Initial Coin Offering (ICO) and token sales
What it is
An ICO (Initial Coin Offering) or token sale allows you to raise capital by selling digital tokens to investors. Blockchain startups mainly use it. These tokens are typically used within the company's ecosystem or can be traded on cryptocurrency exchanges.
Advantages
- Access to global investors: ICOs can attract funding worldwide, providing access to a broader pool of capital.
- No equity dilution: unlike traditional investment models, ICOs allow you to raise funds without giving up equity.
Disadvantages
- Regulatory challenges: Regulators in many countries are increasingly scrutinizing ICOs, and navigating these regulations is complex.
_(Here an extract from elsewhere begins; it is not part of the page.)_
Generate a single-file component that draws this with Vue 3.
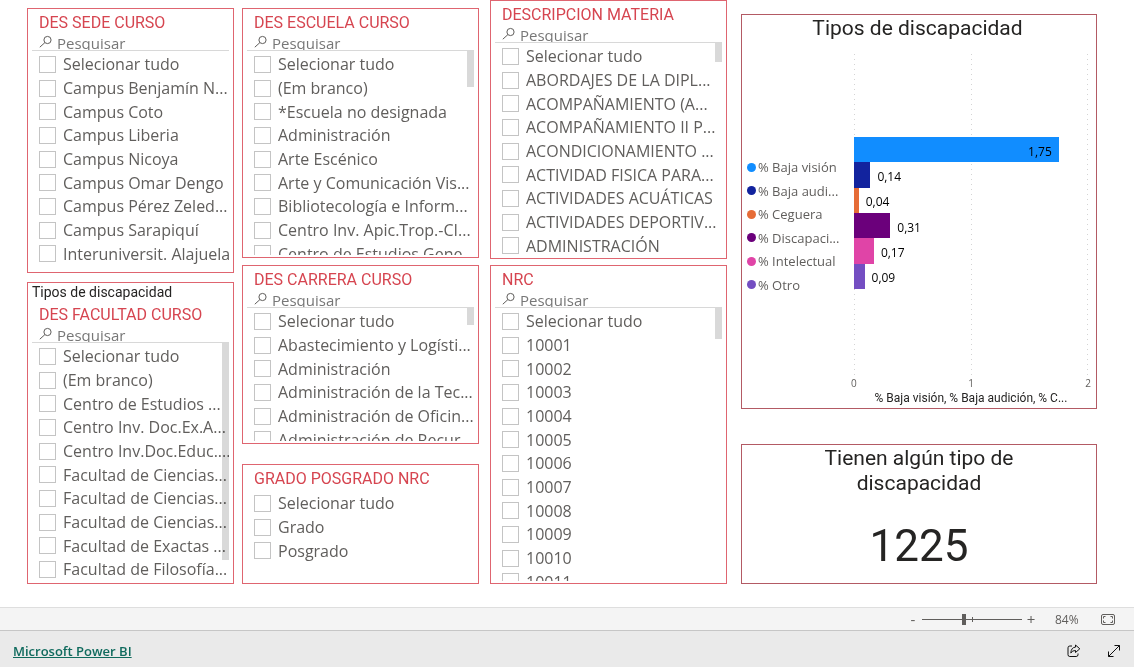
<script setup>
import { ref } from 'vue'

const columns = [
  {
    key: 'one',
    panels: [
      {
        id: 'sede', title: 'DES SEDE CURSO', search: true,
        items: ['Selecionar tudo', 'Campus Benjamín N...', 'Campus Coto', 'Campus Liberia', 'Campus Nicoya', 'Campus Omar Dengo', 'Campus Pérez Zeled...', 'Campus Sarapiquí', 'Interuniversit. Alajuela'],
      },
      {
        id: 'facultad', title: 'DES FACULTAD CURSO', search: true, caption: 'Tipos de discapacidad',
        items: ['Selecionar tudo', '(Em branco)', 'Centro de Estudios ...', 'Centro Inv. Doc.Ex.A...', 'Centro Inv.Doc.Educ....', 'Facultad de Ciencias...', 'Facultad de Ciencias...', 'Facultad de Ciencias...', 'Facultad de Exactas ...', 'Facultad de Filosofía...'],
      },
    ],
  },
  {
    key: 'two',
    panels: [
      {
        id: 'escuela', title: 'DES ESCUELA CURSO', search: true,
        items: ['Selecionar tudo', '(Em branco)', '*Escuela no designada', 'Administración', 'Arte Escénico', 'Arte y Comunicación Vis...', 'Bibliotecología e Inform...', 'Centro Inv. Apic.Trop.-CI...', 'Centro de Estudios Gene...'],
      },
      {
        id: 'carrera', title: 'DES CARRERA CURSO', search: true,
        items: ['Selecionar tudo', 'Abastecimiento y Logísti...', 'Administración', 'Administración de la Tec...', 'Administración de Oficin...', 'Administración de Recur...'],
      },
      { id: 'grado', title: 'GRADO POSGRADO NRC', search: false, items: ['Selecionar tudo', 'Grado', 'Posgrado'] },
    ],
  },
  {
    key: 'three',
    panels: [
      {
        id: 'materia', title: 'DESCRIPCION MATERIA', search: true,
        items: ['Selecionar tudo', 'ABORDAJES DE LA DIPL...', 'ACOMPAÑAMIENTO (A...', 'ACOMPAÑAMIENTO II P...', 'ACONDICIONAMIENTO ...', 'ACTIVIDAD FISICA PARA...', 'ACTIVIDADES ACUÁTICAS', 'ACTIVIDADES DEPORTIV...', 'ADMINISTRACIÓN'],
      },
      {
        id: 'nrc', title: 'NRC', search: true,
        items: ['Selecionar tudo', '10001', '10002', '10003', '10004', '10005', '10006', '10007', '10008', '10009', '10010', '10011'],
      },
    ],
  },
]

const series = [
  { name: '% Baja visión', value: 1.75, label: '1,75', color: '#118dff' },
  { name: '% Baja audi...', value: 0.14, label: '0,14', color: '#12239e' },
  { name: '% Ceguera', value: 0.04, label: '0,04', color: '#e66c37' },
  { name: '% Discapaci...', value: 0.31, label: '0,31', color: '#6b007b' },
  { name: '% Intelectual', value: 0.17, label: '0,17', color: '#e044a7' },
  { name: '% Otro', value: 0.09, label: '0,09', color: '#744ec2' },
]

const zoom = ref(84)
</script>

<template>
  <div class="report">
    <main class="canvas">
      <div v-for="col in columns" :key="col.key" class="column" :class="col.key">
        <section v-for="p in col.panels" :key="p.id" class="panel" :class="p.id">
          <p v-if="p.caption" class="caption">{{ p.caption }}</p>
          <h2 class="title">{{ p.title }}</h2>
          <div v-if="p.search" class="search">
            <svg class="lens" viewBox="0 0 14 14" aria-hidden="true">
              <circle cx="8.5" cy="5" r="3.6" />
              <path d="M5.9 7.6 L0.8 12.2" />
            </svg>
            <input class="query" type="text" placeholder="Pesquisar" :aria-label="'Pesquisar ' + p.title" />
          </div>
          <div class="body">
            <ul class="list">
              <li v-for="(item, i) in p.items" :key="i" class="row">
                <input :id="p.id + i" class="tick" type="checkbox" />
                <label class="name" :for="p.id + i">{{ item }}</label>
              </li>
            </ul>
            <div class="thumb"></div>
          </div>
        </section>
      </div>

      <div class="column four">
        <section class="card chart">
          <h2 class="heading">Tipos de discapacidad</h2>
          <div class="chart-body">
            <ul class="legend">
              <li v-for="s in series" :key="s.name" class="key">
                <span class="dot" :style="{ background: s.color }"></span>{{ s.name }}
              </li>
            </ul>
            <div class="plot-side">
              <div class="plot">
                <div v-for="s in series" :key="s.name" class="bar-row">
                  <div class="bar" :style="{ width: s.value * 50 + '%', background: s.color }">
                    <span v-if="s.value > 1" class="value">{{ s.label }}</span>
                  </div>
                  <span v-if="s.value <= 1" class="value">{{ s.label }}</span>
                </div>
              </div>
              <div class="axis"><span>0</span><span>1</span><span>2</span></div>
              <p class="axis-title">% Baja visión, % Baja audición, % C...</p>
            </div>
          </div>
        </section>
        <section class="card total">
          <h2 class="heading">Tienen algún tipo de<br />discapacidad</h2>
          <p class="number">1225</p>
        </section>
      </div>
    </main>

    <div class="zoom-bar">
      <button class="step" type="button" aria-label="Reduzir">-</button>
      <div class="slider">
        <input v-model="zoom" class="range" type="range" min="10" max="186" aria-label="Zoom" />
        <span class="mark"></span>
      </div>
      <button class="step" type="button" aria-label="Ampliar">+</button>
      <span class="percent">{{ zoom }}%</span>
      <button class="fit" type="button" aria-label="Ajustar à página">
        <svg viewBox="0 0 14 11" width="14" height="11">
          <rect x="0.5" y="0.5" width="13" height="10" rx="1.5" />
          <path d="M2.5 4.5V2.5H4.5M9.5 2.5H11.5V4.5M11.5 6.5V8.5H9.5M4.5 8.5H2.5V6.5" />
        </svg>
      </button>
    </div>

    <footer class="footer">
      <a class="brand" href="#">Microsoft Power BI</a>
      <button class="action" type="button" aria-label="Compartilhar">
        <svg viewBox="0 0 14 14" width="14" height="14">
          <path d="M5 2H2.8Q1 2 1 3.8V10.7Q1 12.5 2.8 12.5H9.2Q11 12.5 11 10.7V9.5" />
          <path d="M8.5 1L12.8 4.8L8.5 8.5V6.5Q5.5 6.3 3.8 9Q4.2 3.4 8.5 3.1Z" />
        </svg>
      </button>
      <button class="action" type="button" aria-label="Tela cheia">
        <svg viewBox="0 0 14 14" width="14" height="14">
          <path d="M1.5 12.5L12.5 1.5M7.5 1.5H12.5V6.5M1.5 7.5V12.5H6.5" />
        </svg>
      </button>
    </footer>
  </div>
</template>

<style>
body {
  margin: 0;
  background: #fff;
}
</style>

<style scoped>
.report {
  display: flex;
  flex-direction: column;
  min-height: 100vh;
  font-family: "Open Sans", "Noto Sans", sans-serif;
  color: #605e5c;
}
h2, p, ul {
  margin: 0;
  padding: 0;
  list-style: none;
  font-weight: 400;
}
button {
  padding: 0;
  border: 0;
  background: none;
  color: inherit;
  font: inherit;
}
svg {
  display: block;
  fill: none;
  stroke: currentColor;
}
.canvas {
  flex: 1;
  display: flex;
  align-items: flex-start;
  padding: 0 37px 20px 27px;
}
.column {
  display: flex;
  flex-direction: column;
  min-width: 0;
}
.one { flex: 207; padding-top: 8px; gap: 9px; }
.two { flex: 237; padding-top: 8px; margin-left: 8px; gap: 7px; }
.three { flex: 237; margin-left: 11px; gap: 6px; }
.four { flex: 356; padding-top: 14px; margin-left: 14px; gap: 35px; }

.panel {
  box-sizing: border-box;
  border: 1px solid #df6570;
  padding: 0 4px 2px;
}
.caption {
  height: 18px;
  font: 14px/18px Roboto, sans-serif;
  color: #252423;
}
.title {
  height: 26px;
  padding-left: 7px;
  font: 400 16px/28px Roboto, sans-serif;
  color: #d64550;
  white-space: nowrap;
}
.search {
  display: flex;
  align-items: flex-start;
  height: 15px;
  padding-left: 7px;
  border-bottom: 1px solid #d8d8d8;
  overflow: hidden;
}
.lens {
  flex: none;
  width: 14px;
  height: 14px;
}
.query {
  flex: 1;
  min-width: 0;
  height: 16px;
  margin-left: 4px;
  padding: 0;
  border: 0;
  outline: 0;
  background: none;
  font: 15px/16px "Open Sans", sans-serif;
  color: #605e5c;
}
.query::placeholder { color: #777; opacity: 1; }
.body { position: relative; }
.list {
  padding: 1px 0 0 7px;
  overflow: hidden;
}
.row {
  display: flex;
  align-items: center;
  height: 24px;
  white-space: nowrap;
}
.row:nth-child(3n) { height: 23px; }
.tick {
  appearance: none;
  flex: none;
  box-sizing: border-box;
  width: 17px;
  height: 17px;
  margin: 0 7px 0 0;
  border: 1px solid #c4c4c4;
  background: #fff;
}
.tick:checked { background: #605e5c; }
.name { font-size: 16px; line-height: 24px; }
.thumb {
  position: absolute;
  top: 0;
  right: 0;
  width: 7px;
  background: #d9d9d9;
  mix-blend-mode: multiply;
}
.sede { padding-bottom: 7px; }
.escuela .list { height: 203px; }
.escuela .thumb { height: 36px; }
.facultad .thumb { height: 217px; }
.carrera .list { height: 132px; }
.carrera .thumb { height: 17px; }
.materia .thumb { height: 19px; }
.materia { padding-bottom: 1px; }
.nrc .list { height: 272px; }
.nrc .thumb { height: 31px; }
.grado { margin-top: 13px; padding-bottom: 21px; }
.grado .title { height: 25px; }

.card {
  box-sizing: border-box;
  border: 1px solid #b35a64;
  text-align: center;
}
.heading {
  font: 21px/25px Roboto, sans-serif;
  color: #252423;
}
.chart { padding: 1px 8px 2px 5px; }
.chart-body {
  display: flex;
  padding-top: 13px;
}
.legend {
  flex: none;
  width: 107px;
  padding-top: 101px;
}
.key {
  display: flex;
  align-items: center;
  height: 24px;
  gap: 2px;
  font-size: 13px;
  white-space: nowrap;
}
.key:nth-child(even) { height: 23px; }
.dot {
  width: 9px;
  height: 9px;
  border-radius: 50%;
}
.plot-side { flex: 1; min-width: 0; }
.plot {
  display: flex;
  flex-direction: column;
  box-sizing: border-box;
  height: 321px;
  padding: 83px 0 86px;
  background:
    repeating-linear-gradient(#d4d4d4 0 1px, transparent 1px 5px) left / 1px 100% no-repeat,
    repeating-linear-gradient(#d4d4d4 0 1px, transparent 1px 5px) center / 1px 100% no-repeat,
    repeating-linear-gradient(#d4d4d4 0 1px, transparent 1px 5px) right / 1px 100% no-repeat;
}
.bar-row {
  flex: 1;
  display: flex;
  align-items: center;
}
.bar {
  display: flex;
  align-items: center;
  justify-content: flex-end;
  height: 100%;
}
.value {
  padding: 4px 7px 0;
  font-size: 12px;
  line-height: 16px;
  color: #000;
}
.axis {
  display: flex;
  justify-content: space-between;
  margin: 0 -3px;
  font-size: 10px;
  line-height: 16px;
}
.axis-title {
  font: 12px/15px Roboto, sans-serif;
  color: #252423;
  white-space: nowrap;
}
.total { padding: 1px 0 12px; }
.number {
  padding-top: 25px;
  font: 44px/50px Roboto, sans-serif;
  color: #252423;
}

.zoom-bar {
  display: flex;
  align-items: center;
  justify-content: flex-end;
  height: 22px;
  padding-right: 19px;
  border-top: 1px solid #dedede;
  border-bottom: 1px solid #c6c6c6;
  background: #f4f4f4;
  font-size: 12px;
}
.step {
  width: 18px;
  font-size: 15px;
  line-height: 20px;
}
.slider {
  position: relative;
  width: 100px;
  height: 12px;
}
.range {
  appearance: none;
  display: block;
  width: 100%;
  height: 12px;
  margin: 0;
  background: linear-gradient(#605e5c, #605e5c) center / 100% 1px no-repeat;
}
.range::-webkit-slider-thumb {
  appearance: none;
  width: 4px;
  height: 11px;
  background: #605e5c;
}
.mark {
  position: absolute;
  top: 4px;
  left: 50%;
  width: 1px;
  height: 5px;
  background: #605e5c;
}
.percent {
  width: 24px;
  margin: 0 22px 0 15px;
}
.fit { display: block; }
.footer {
  display: flex;
  align-items: center;
  gap: 26px;
  height: 36px;
  padding: 3px 13px 0;
  box-sizing: border-box;
  background: #eaeaea;
}
.brand {
  margin-right: auto;
  font-size: 13px;
  font-weight: 600;
  color: #0f6a5d;
}
.action { color: #111; }
</style>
- Investor skepticism: Many investors are wary of ICOs due to concerns over scams, project viability, or the volatility of cryptocurrency markets.
Real-world example
Ethereum, here, raised $18 million through an ICO in 2014, laying the foundation for the Ethereum blockchain, which has since become one of the most widely used platforms for decentralized applications.
Additional insights
With the regulatory landscape evolving, startups should keep up with laws governing ICOs to ensure compliance.
Final thoughts
There are many ways to raise money for your startup, each with pros and cons. Whether you self-fund, seek angel investors, or explore venture capital, the key is to align your funding strategy with your business needs and growth goals.